The film initially conveys the impression that it will follow oft-visited scary movie conventions – loud music, sudden movements – but don’t be misled. Cinematographer Shehnad Jalal’s framing, the background score by Gopi Sundar and Shafique Mohamed Ali’s editing for Bhoothakaalam are far from formulaic. Their weapons are taken from an existing arsenal, but the way they employ them is outstanding. Vicky and Kishan’s sound design is notable for its use of silences, which is unusual for an Indian thriller.

With this assembly of talents at work, the tension in Bhoothakaalam gradually builds up as the narrative gathers momentum, and stray clues to what might possibly be happening are scattered throughout the plot, until the dramatic interval point after which chills pile up on chills, all leading up to an unrelenting, elongated and frightening climax.
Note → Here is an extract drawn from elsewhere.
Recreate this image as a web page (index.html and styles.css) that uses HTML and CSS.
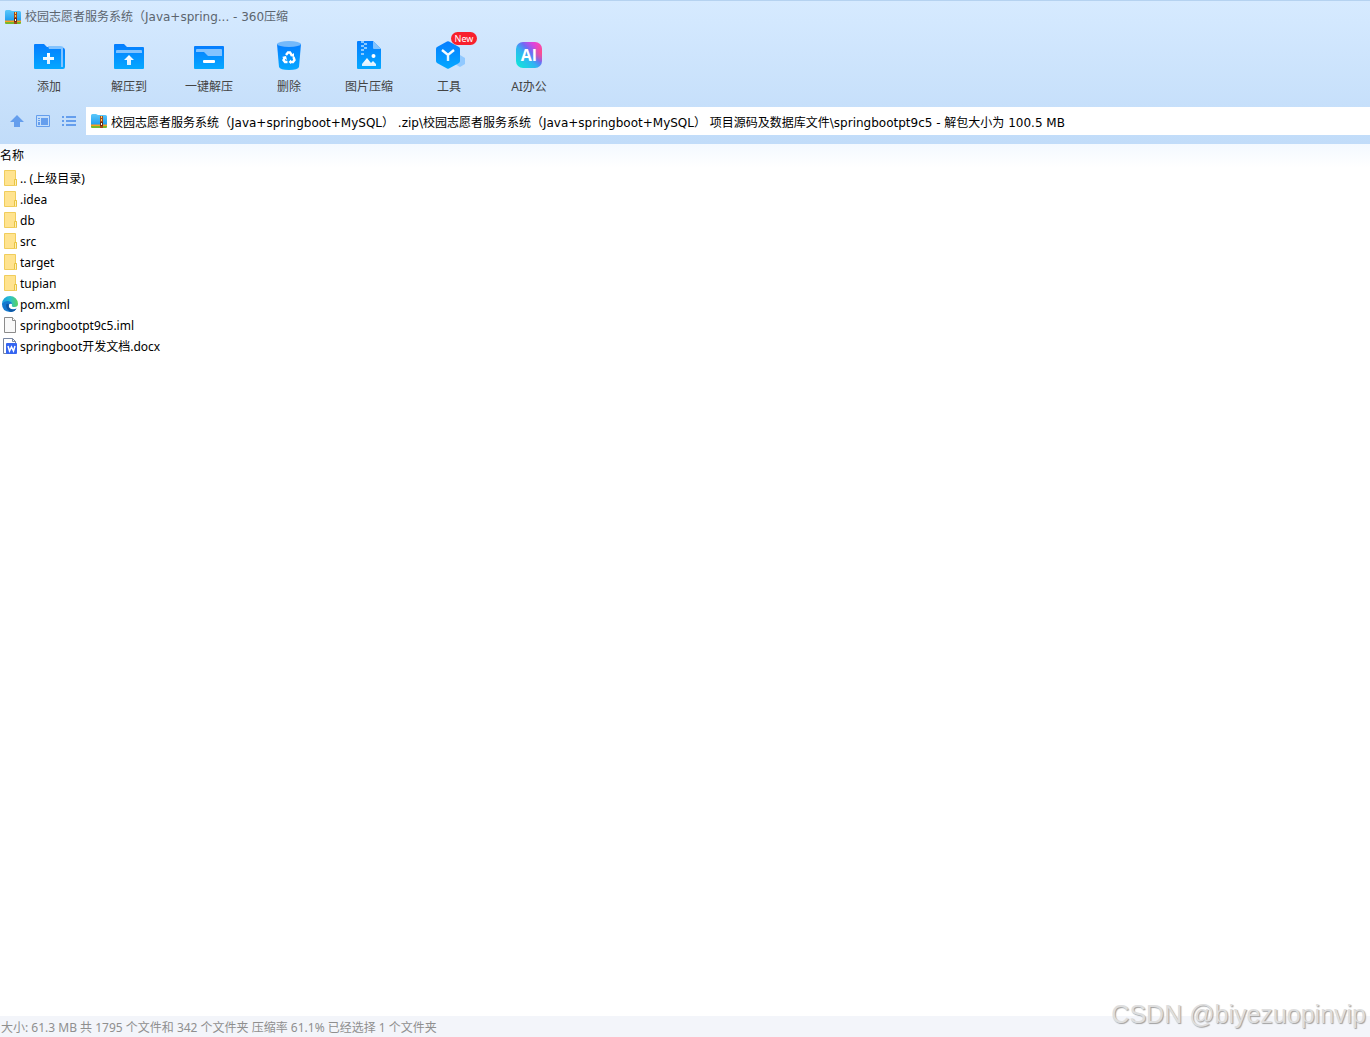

Revathy has such mastery over her craft that she makes her fears entirely our fears and does not appear to strain a single extra nerve even when the camera gets so close to her that it looks set to bore into her skin. It is the Malayalam film industry’s great loss that, despite its apparent progressiveness, it gives this wonderful actor so few parts because of its preoccupation with men’s stories featuring youthful women on the margins.

Shane has so far worked in some smashing films of the ongoing Malayalam New New Wave. He was excellent in Kismath, Eeda and Kumbalangi Nights. Here, he confidently matches up to Revathy, with his fatigue, his distress and his pain etched into his face and his demeanour.
By dwelling on mental health at length, it does more than most Indian language cinemas do, but it is not as lucid as most Malayalam films these days are about psychiatry and the treatment of ailments of the mind, especially when it does not address the irresponsibility shown by Asha’s doctor (Gilu Joseph) and in its fuzziness over Saiju Kurup’s character’s area of expertise.

Through all this, Bhoothakaalam’s focus never strays from its goal of terrorising the audience.